Of course, it isn’t just soldiers who benefit from Faith’s message of hope and determination. A 13-year-old girl in Panama City who was in a wheelchair played hooky from school to meet Faith about two years ago.
“She spent all day with Faith,” said Stringfellow. “She felt important and needed and hadn’t felt that way in a while. She learned that being handicapped doesn’t stop you from doing what’s needed. She became a spokesperson for handicapped kids in her area and ultimately ran for school council and won.”
As much inspiration as Faith has brought to the strangers she has met, this amazing dog saved her best work for home. Stringfellow explained that just prior to Faith’s arrival, her family had endured the awful after-effects of a messy divorce, including a five-year custody battle. She was only working part-time as a teacher and was not receiving any child support for her kids, then aged 17, 13, and 12.
“Before we got her, we were looking and acting like a hand without a thumb.

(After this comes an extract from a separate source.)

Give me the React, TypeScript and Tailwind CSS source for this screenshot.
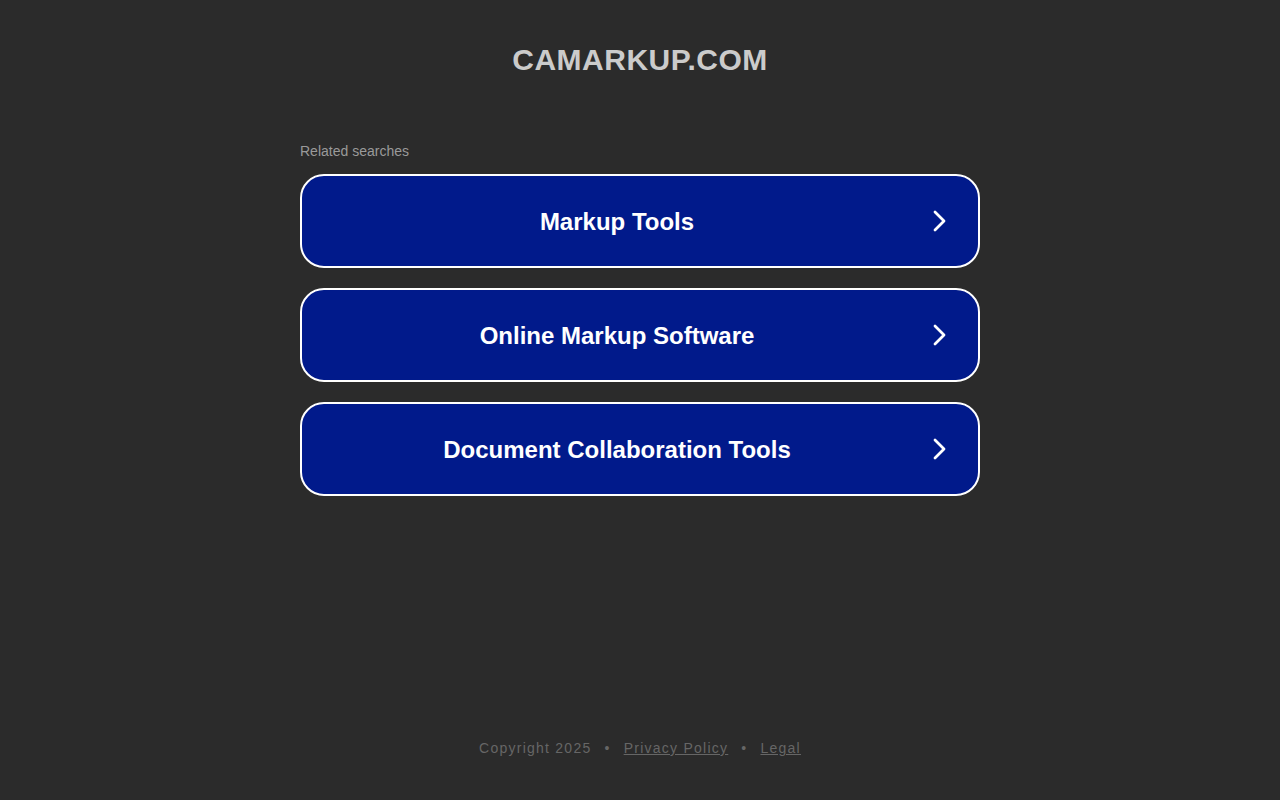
import React from "react";

const items = ["Markup Tools", "Online Markup Software", "Document Collaboration Tools"];

function Chevron() {
  return (
    <svg width="16" height="22" viewBox="0 0 16 22" className="shrink-0">
      <path d="M3 2 L12 11 L3 20" fill="none" stroke="#ffffff" strokeWidth="2.8" strokeLinecap="round" strokeLinejoin="round" />
    </svg>
  );
}

export default function App() {
  return (
    <div
      className="min-h-[800px] bg-[#2b2b2b] flex flex-col items-center"
      style={{ fontFamily: '"Liberation Sans", Arial, sans-serif' }}
    >
      <h1 className="mt-[40px] text-[30px] leading-[40px] font-bold text-[#cbcbcb] tracking-[0.5px]">
        CAMARKUP.COM
      </h1>
      <div className="mt-[63px] w-[680px] flex flex-col">
        <div className="text-[14px] leading-[16px] text-[#9a9a9a] mb-[15px]">Related searches</div>
        <div className="flex flex-col gap-[20px]">
          {items.map((t) => (
            <div
              key={t}
              className="h-[94px] rounded-[24px] border-2 border-white bg-[#011a8b] flex items-center pl-0 pr-[30px]"
            >
              <span className="flex-1 text-center text-[24px] leading-[30px] font-bold text-white pt-[2px]">{t}</span>
              <Chevron />
            </div>
          ))}
        </div>
      </div>
      <div className="flex-1" />
      <div className="mb-[44px] flex items-center text-[14px] leading-[16px] tracking-[1.25px] text-[#666666]">
        <span>Copyright 2025</span>
        <span className="mx-[13px]">•</span>
        <span className="underline">Privacy Policy</span>
        <span className="mx-[13px]">•</span>
        <span className="underline">Legal</span>
      </div>
    </div>
  );
}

We were working independently. I couldn’t make anyone do anything,” said Stringfellow. Once Faith arrived, the family had to work collectively to make sure Faith got everything she needed.
“Faith is like a thumb—she forced us to be a family.”
Update: Shortly after Christmas, Jude was contacted by a pet rescue organization that had received a litter of pups—including one little guy with only two legs. Tanker, as he is now named, came to live with Jude and her family. Jude plans to love him, hug him, squeeze him, train him, spoil him, and put him in the same category as Faith—a natural dog with a purpose. Like Faith, Tanker will travel around the world making soldiers (and others) smile, teaching that if a dog can do it, you can do it, too.